What is required
Copy exactly the lines from the one containing "Recreate this image" through the one containing "Arial, Helvetica, sans-serif'", both included, and leave out any pictures.

━━ The input ━━

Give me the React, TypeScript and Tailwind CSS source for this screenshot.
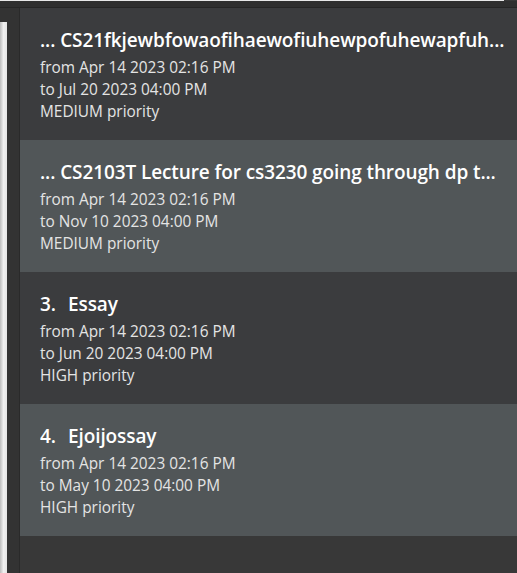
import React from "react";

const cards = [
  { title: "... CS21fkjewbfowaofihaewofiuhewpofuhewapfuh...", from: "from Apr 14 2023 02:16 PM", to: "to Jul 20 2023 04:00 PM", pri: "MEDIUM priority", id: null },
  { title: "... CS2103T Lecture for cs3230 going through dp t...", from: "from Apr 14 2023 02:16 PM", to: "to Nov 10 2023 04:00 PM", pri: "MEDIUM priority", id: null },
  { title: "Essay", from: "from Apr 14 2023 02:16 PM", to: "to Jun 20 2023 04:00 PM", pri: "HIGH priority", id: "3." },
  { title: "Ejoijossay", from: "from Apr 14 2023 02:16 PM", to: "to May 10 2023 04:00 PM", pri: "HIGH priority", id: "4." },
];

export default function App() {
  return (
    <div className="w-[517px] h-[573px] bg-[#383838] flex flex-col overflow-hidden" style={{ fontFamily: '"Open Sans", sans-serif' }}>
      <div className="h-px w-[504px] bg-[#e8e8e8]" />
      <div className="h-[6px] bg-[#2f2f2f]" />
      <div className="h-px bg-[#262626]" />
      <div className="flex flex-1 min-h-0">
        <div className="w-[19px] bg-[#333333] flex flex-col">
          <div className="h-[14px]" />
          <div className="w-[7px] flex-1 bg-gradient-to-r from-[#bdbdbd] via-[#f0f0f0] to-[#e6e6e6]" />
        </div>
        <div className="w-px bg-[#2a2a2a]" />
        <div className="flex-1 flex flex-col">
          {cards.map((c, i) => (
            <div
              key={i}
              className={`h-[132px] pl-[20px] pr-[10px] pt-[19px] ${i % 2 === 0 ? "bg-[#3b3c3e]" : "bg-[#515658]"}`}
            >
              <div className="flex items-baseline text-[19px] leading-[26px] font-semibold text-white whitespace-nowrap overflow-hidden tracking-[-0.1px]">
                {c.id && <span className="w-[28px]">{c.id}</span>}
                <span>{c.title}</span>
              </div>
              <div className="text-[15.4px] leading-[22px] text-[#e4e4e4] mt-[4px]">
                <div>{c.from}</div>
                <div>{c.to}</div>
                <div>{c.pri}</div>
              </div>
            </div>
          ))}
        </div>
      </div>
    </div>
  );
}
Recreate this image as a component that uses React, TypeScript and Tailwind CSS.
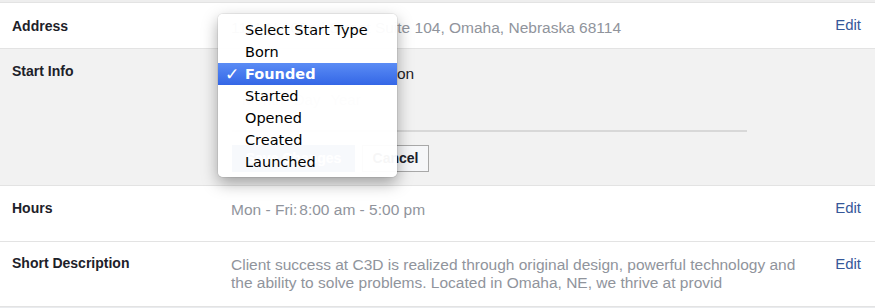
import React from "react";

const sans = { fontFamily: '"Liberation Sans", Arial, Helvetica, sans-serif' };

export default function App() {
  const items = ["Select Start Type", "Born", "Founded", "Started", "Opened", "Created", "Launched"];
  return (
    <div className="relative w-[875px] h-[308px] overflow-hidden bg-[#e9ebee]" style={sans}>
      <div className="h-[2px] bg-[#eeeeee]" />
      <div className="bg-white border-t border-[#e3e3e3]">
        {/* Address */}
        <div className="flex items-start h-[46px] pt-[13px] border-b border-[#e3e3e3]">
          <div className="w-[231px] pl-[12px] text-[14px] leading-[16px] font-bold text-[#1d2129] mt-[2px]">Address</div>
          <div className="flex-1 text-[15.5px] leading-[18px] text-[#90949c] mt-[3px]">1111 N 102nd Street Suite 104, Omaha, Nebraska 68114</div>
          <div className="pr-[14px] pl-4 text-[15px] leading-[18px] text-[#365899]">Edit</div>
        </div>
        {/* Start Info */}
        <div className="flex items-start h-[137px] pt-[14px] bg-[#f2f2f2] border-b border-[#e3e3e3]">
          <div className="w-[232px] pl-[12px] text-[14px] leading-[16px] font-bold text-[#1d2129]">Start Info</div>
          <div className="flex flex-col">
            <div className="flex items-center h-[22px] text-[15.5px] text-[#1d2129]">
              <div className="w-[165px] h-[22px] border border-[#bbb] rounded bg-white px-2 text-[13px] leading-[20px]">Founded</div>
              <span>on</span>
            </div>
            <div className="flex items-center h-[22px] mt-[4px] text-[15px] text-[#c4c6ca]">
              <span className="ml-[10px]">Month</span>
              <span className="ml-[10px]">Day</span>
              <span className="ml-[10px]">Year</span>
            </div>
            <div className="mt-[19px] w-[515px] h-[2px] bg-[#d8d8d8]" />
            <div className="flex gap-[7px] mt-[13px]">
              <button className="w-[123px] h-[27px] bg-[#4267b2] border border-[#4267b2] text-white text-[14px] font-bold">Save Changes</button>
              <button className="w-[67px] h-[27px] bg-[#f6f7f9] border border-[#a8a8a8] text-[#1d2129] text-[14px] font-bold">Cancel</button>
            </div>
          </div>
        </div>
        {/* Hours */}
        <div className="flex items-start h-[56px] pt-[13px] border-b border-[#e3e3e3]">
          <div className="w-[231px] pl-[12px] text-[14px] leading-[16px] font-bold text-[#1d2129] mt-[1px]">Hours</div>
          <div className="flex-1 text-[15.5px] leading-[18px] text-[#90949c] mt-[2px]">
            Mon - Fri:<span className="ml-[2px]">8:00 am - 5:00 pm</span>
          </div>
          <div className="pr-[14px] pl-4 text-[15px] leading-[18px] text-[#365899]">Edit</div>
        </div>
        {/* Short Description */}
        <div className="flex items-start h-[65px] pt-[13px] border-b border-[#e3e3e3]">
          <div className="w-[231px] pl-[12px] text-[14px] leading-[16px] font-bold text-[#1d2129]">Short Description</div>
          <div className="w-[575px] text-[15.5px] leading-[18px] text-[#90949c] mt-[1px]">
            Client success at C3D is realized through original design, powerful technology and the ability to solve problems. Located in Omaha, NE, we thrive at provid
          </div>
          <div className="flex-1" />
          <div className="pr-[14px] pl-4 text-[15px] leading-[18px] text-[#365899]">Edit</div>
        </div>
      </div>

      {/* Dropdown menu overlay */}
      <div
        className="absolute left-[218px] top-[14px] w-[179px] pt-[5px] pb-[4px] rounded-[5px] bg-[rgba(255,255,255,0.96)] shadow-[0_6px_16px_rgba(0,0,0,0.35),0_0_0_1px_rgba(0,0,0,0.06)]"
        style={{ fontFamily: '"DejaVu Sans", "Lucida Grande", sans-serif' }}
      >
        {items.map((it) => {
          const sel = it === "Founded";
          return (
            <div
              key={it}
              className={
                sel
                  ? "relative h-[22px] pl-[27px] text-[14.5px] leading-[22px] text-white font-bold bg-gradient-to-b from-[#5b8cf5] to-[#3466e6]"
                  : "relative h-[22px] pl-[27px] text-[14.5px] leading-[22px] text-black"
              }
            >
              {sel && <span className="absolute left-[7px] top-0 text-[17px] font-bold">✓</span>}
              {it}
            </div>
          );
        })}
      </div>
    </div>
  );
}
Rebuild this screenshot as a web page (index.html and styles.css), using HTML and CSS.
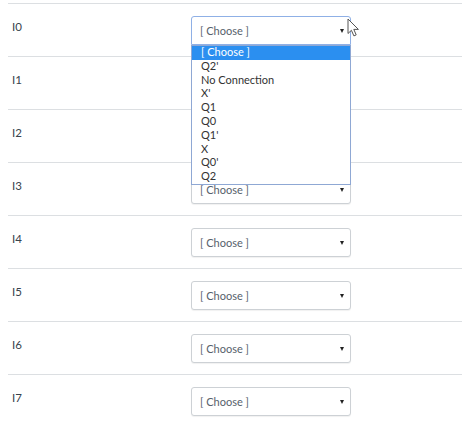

━━━

Result
Recreate this image as a component that uses React, TypeScript and Tailwind CSS.
import React from "react";

const sans = { fontFamily: '"Liberation Sans", Arial, Helvetica, sans-serif' };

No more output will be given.